Bring dissenting informal leaders into the team. They will increase both the quality and the acceptance of the project, the two reasons why you need super-users in the first place. How much time should the super-users schedule for their work on the project team? Quite a bit, and quite a bit more than the business owners although their participation should never reach the point of full-time involvement since the whole idea is to involve actual, current users of the tool. Let's take an inventory.

  • Super-users must be a part of defining the initial requirements, which will take several hours to several days. They will spend more time than business owners because of the level of detail required.
  • Super-users should evaluate the candidate solutions. A decent strategy might be to have a couple of super-users participate in the initial review for each candidate, only involving the entire group when a particular candidate is deemed promising. Thoroughly investigating one vendor may take a couple of days. This is, again, significantly longer than business owners must spend since there is more hands-on work required.
  • Super-users must participate in the implementation requirements workshop: a day to a week depending on the complexity of the project, just like the business owners.
  • Unlike the business owners, super-users need to be involved throughout the implementation to test the system and to give feedback on technical decisions. The time requirements can be high, as each testing session requires several hours, and this doesn't include the work required to get feedback from their teams.

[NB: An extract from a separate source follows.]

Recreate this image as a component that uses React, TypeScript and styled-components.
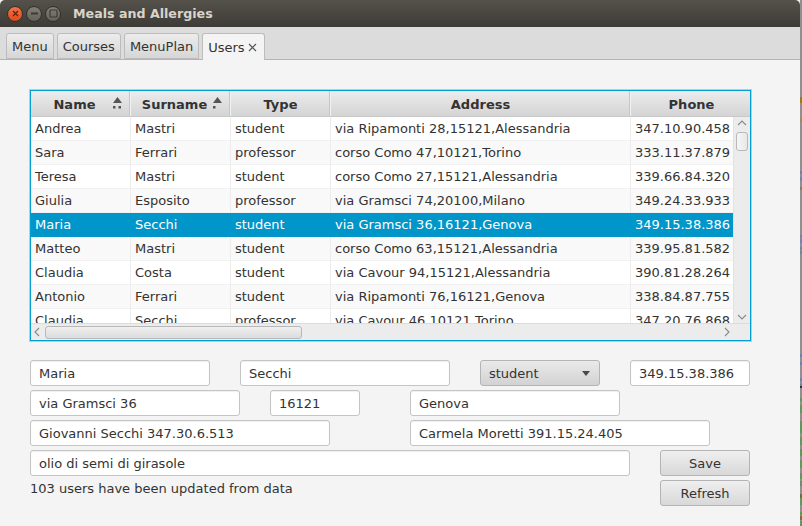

    If testing requires travel to the development center, time adds up quickly. I believe that the project manager should set up the necessary environment to cut down on travel. Yes, there are lots of benefits to getting the super-users together physically in one room, but I don't believe you can recruit the best super-users if you require big chunks of their time doing low-outcome tasks such as sitting in a plane. Although the testing time required is high, super-users have very little to do during focused development periods, so the scheduling for the more intensive requirements such as testing can be done so as to minimize conflicts with their real jobs.

Overall, a serious super-user may spend 20-30% of his or her time on the CRM project, although this will vary from none at all (during coding period) to full-time (during testing, for instance). It is a significant burden.